Return only the number of lines that hold "styles".

* start *

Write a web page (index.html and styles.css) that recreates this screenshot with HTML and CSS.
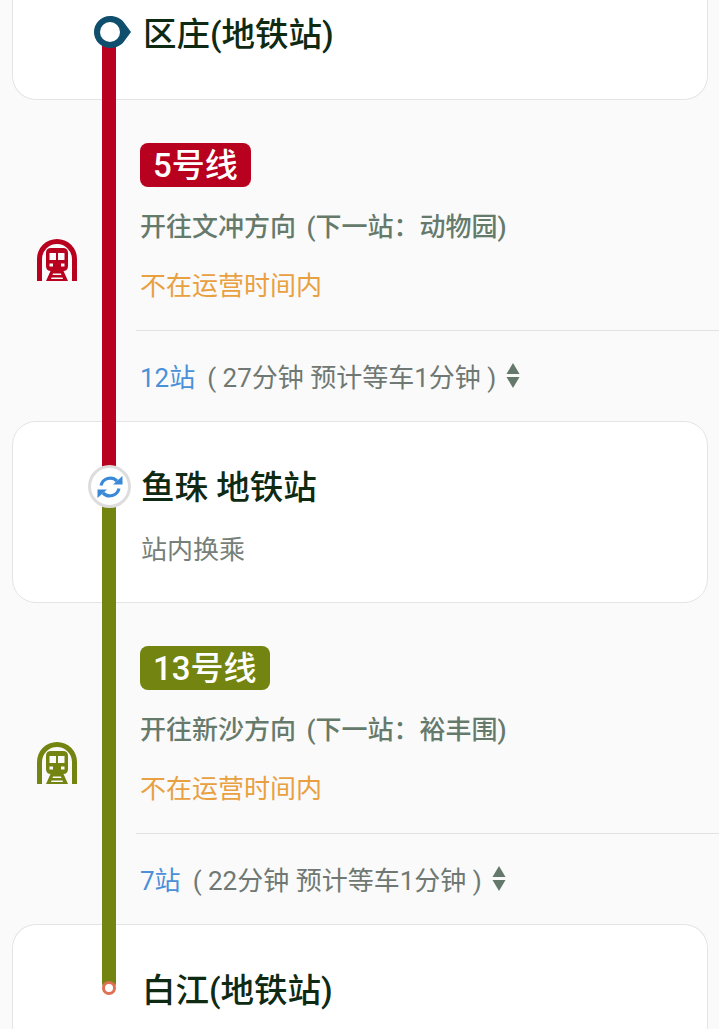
FILE: index.html
```html
<!DOCTYPE html>
<html lang="zh-CN">
<head>
  <meta charset="UTF-8">
  <meta name="viewport" content="width=device-width, initial-scale=1.0">
  <title>地铁换乘方案</title>
  <link rel="stylesheet" href="styles.css">
</head>
<body>
  <div class="route">

    <div class="station station-first">
      <svg class="pin-start" width="38" height="32" viewBox="0 0 38 32">
        <path d="M16 0 C22 0 27 2.500 30 6.500 L37 16 L30 25.500 C27 29.500 22 32 16 32 A16 16 0 0 1 16 0 Z" fill="#0f4f6d"/>
        <circle cx="16" cy="16" r="10" fill="#fff"/>
      </svg>
      <h2 class="station-name">区庄(地铁站)</h2>
    </div>

    <div class="segment">
      <div class="line line-red"></div>
      <div class="segment-icon">
        <svg width="40" height="42" viewBox="0 0 40 42" fill="#b8001f">
          <path d="M0 42 V20 A20 20 0 0 1 40 20 V42 H35 V20 A15 15 0 0 0 5 20 V42 Z"/>
          <path d="M14 9 H26 Q31 9 31 14 V27 Q31 32 26 32 H14 Q9 32 9 27 V14 Q9 9 14 9 Z M12.500 14 V21 H19 V14 Z M21 14 V21 H27.500 V14 Z M12.500 24.500 V27.500 H16 V24.500 Z M24 24.500 V27.500 H27.500 V24.500 Z" fill-rule="evenodd"/>
          <path d="M13.500 32 H26.500 L31 42 H9 Z M16 34.500 L15.500 36 H24.500 L24 34.500 Z M14.500 38.500 L14 40 H26 L25.500 38.500 Z" fill-rule="evenodd"/>
        </svg>
      </div>
      <div class="segment-body">
        <div class="segment-info">
          <span class="badge badge-red">5号线</span>
          <div class="direction">开往文冲方向 (下一站：动物园)</div>
          <div class="status">不在运营时间内</div>
        </div>
        <div class="segment-foot">
          <span class="stops">12站</span>
          <span class="duration">( 27分钟 预计等车1分钟 )</span>
          <svg class="sort" width="14" height="25" viewBox="0 0 14 25" fill="#64796b">
            <path d="M7 0 L13.500 11 H0.500 Z"/>
            <path d="M0.500 14 H13.500 L7 25 Z"/>
          </svg>
        </div>
      </div>
    </div>

    <div class="station station-mid">
      <div class="transfer">
        <svg width="28" height="28" viewBox="0 0 28 28" fill="none" stroke="#3a88d8" stroke-width="3.200">
          <path d="M5 12.500 A9.500 9.500 0 0 1 21 8"/>
          <path d="M23 15.500 A9.500 9.500 0 0 1 7 20"/>
          <path d="M17 11.500 H26.500 V3 Z" fill="#3a88d8" stroke="none"/>
          <path d="M11 16.500 H1.500 V25 Z" fill="#3a88d8" stroke="none"/>
        </svg>
      </div>
      <h2 class="station-name station-name-mid">鱼珠 地铁站</h2>
      <div class="station-note">站内换乘</div>
    </div>

    <div class="segment">
      <div class="line line-green"></div>
      <div class="segment-icon">
        <svg width="40" height="42" viewBox="0 0 40 42" fill="#738510">
          <path d="M0 42 V20 A20 20 0 0 1 40 20 V42 H35 V20 A15 15 0 0 0 5 20 V42 Z"/>
          <path d="M14 9 H26 Q31 9 31 14 V27 Q31 32 26 32 H14 Q9 32 9 27 V14 Q9 9 14 9 Z M12.500 14 V21 H19 V14 Z M21 14 V21 H27.500 V14 Z M12.500 24.500 V27.500 H16 V24.500 Z M24 24.500 V27.500 H27.500 V24.500 Z" fill-rule="evenodd"/>
          <path d="M13.500 32 H26.500 L31 42 H9 Z M16 34.500 L15.500 36 H24.500 L24 34.500 Z M14.500 38.500 L14 40 H26 L25.500 38.500 Z" fill-rule="evenodd"/>
        </svg>
      </div>
      <div class="segment-body">
        <div class="segment-info">
          <span class="badge badge-green">13号线</span>
          <div class="direction">开往新沙方向 (下一站：裕丰围)</div>
          <div class="status">不在运营时间内</div>
        </div>
        <div class="segment-foot">
          <span class="stops">7站</span>
          <span class="duration">( 22分钟 预计等车1分钟 )</span>
          <svg class="sort" width="14" height="25" viewBox="0 0 14 25" fill="#64796b">
            <path d="M7 0 L13.500 11 H0.500 Z"/>
            <path d="M0.500 14 H13.500 L7 25 Z"/>
          </svg>
        </div>
      </div>
    </div>

    <div class="station station-last">
      <div class="pin-end"></div>
      <h2 class="station-name">白江(地铁站)</h2>
    </div>

  </div>
</body>
</html>
```

FILE: styles.css
```css
html, body {
  margin: 0;
  padding: 0;
}

body {
  width: 719px;
  height: 1029px;
  overflow: hidden;
  background-color: #fafafa;
  font-family: Roboto, "Noto Sans CJK SC", sans-serif;
}

.route {
  display: flex;
  flex-direction: column;
}

/* station cards */
.station {
  position: relative;
  margin: 0 11px 0 12px;
  background: #ffffff;
  border: 1px solid #e4e4e4;
  box-sizing: border-box;
}

.station-first {
  height: 100px;
  border-top: none;
  border-radius: 0 0 24px 24px;
  padding: 13px 0 0 130px;
}

.station-mid {
  height: 182px;
  border-radius: 24px;
  padding: 44px 0 0 128px;
}

.station-last {
  height: 105px;
  border-bottom: none;
  border-radius: 24px 24px 0 0;
  padding: 44px 0 0 129px;
}

.station-name {
  margin: 0;
  font-size: 33.5px;
  line-height: 44px;
  font-weight: 500;
  color: #0f2a12;
}

.station-note {
  margin-top: 22px;
  font-size: 26px;
  line-height: 36px;
  color: #777f79;
}

/* things sitting on the line */
.pin-start {
  position: absolute;
  left: 81px;
  top: 16px;
  z-index: 2;
}

.transfer {
  position: absolute;
  left: 75px;
  top: 43px;
  z-index: 2;
  width: 43px;
  height: 43px;
  box-sizing: border-box;
  border: 3px solid #dddddd;
  border-radius: 50%;
  background: #ffffff;
  display: flex;
  align-items: center;
  justify-content: center;
}

.pin-end {
  position: absolute;
  left: 89px;
  top: 56px;
  z-index: 2;
  width: 14px;
  height: 14px;
  box-sizing: border-box;
  border: 3px solid #df6f55;
  border-radius: 50%;
  background: #fff;
}

/* line segments */
.segment {
  position: relative;
  height: 321px;
  display: flex;
}

.line {
  position: absolute;
  left: 102px;
  width: 14px;
  top: -60px;
  bottom: -52px;
  z-index: 1;
}

.line-red {
  background: #b8001f;
}

.line-green {
  background: #738510;
  top: -100px;
  bottom: -66px;
  border-radius: 0 0 7px 7px;
}

.segment-icon {
  width: 114px;
  flex: none;
  box-sizing: border-box;
  padding-bottom: 2px;
  display: flex;
  align-items: center;
  justify-content: center;
}

.segment-body {
  margin-left: 22px;
  flex: 1;
  display: flex;
  flex-direction: column;
}

.segment-info {
  height: 231px;
  box-sizing: border-box;
  padding: 43px 0 0 4px;
  border-bottom: 1px solid #e2e2e2;
}

.badge {
  display: inline-block;
  height: 44px;
  line-height: 46px;
  padding: 0 13px;
  border-radius: 8px;
  font-size: 33px;
  font-weight: 500;
  color: #ffffff;
}

.badge-red {
  background: #b8001f;
}

.badge-green {
  background: #738510;
}

.direction {
  margin-top: 18px;
  font-size: 26px;
  line-height: 44px;
  font-weight: 500;
  word-spacing: 4px;
  color: #667a6c;
}

.status {
  margin-top: 15px;
  font-size: 26px;
  line-height: 44px;
  color: #e8a040;
}

.segment-foot {
  flex: 1;
  display: flex;
  align-items: center;
  padding-left: 4px;
  padding-bottom: 1px;
  font-size: 26px;
}

.stops {
  color: #4a90d9;
}

.duration {
  margin-left: 12px;
  color: #6f7872;
}

.sort {
  margin-left: 10px;
}
```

* end *

§ **TASK ANSWER**:
3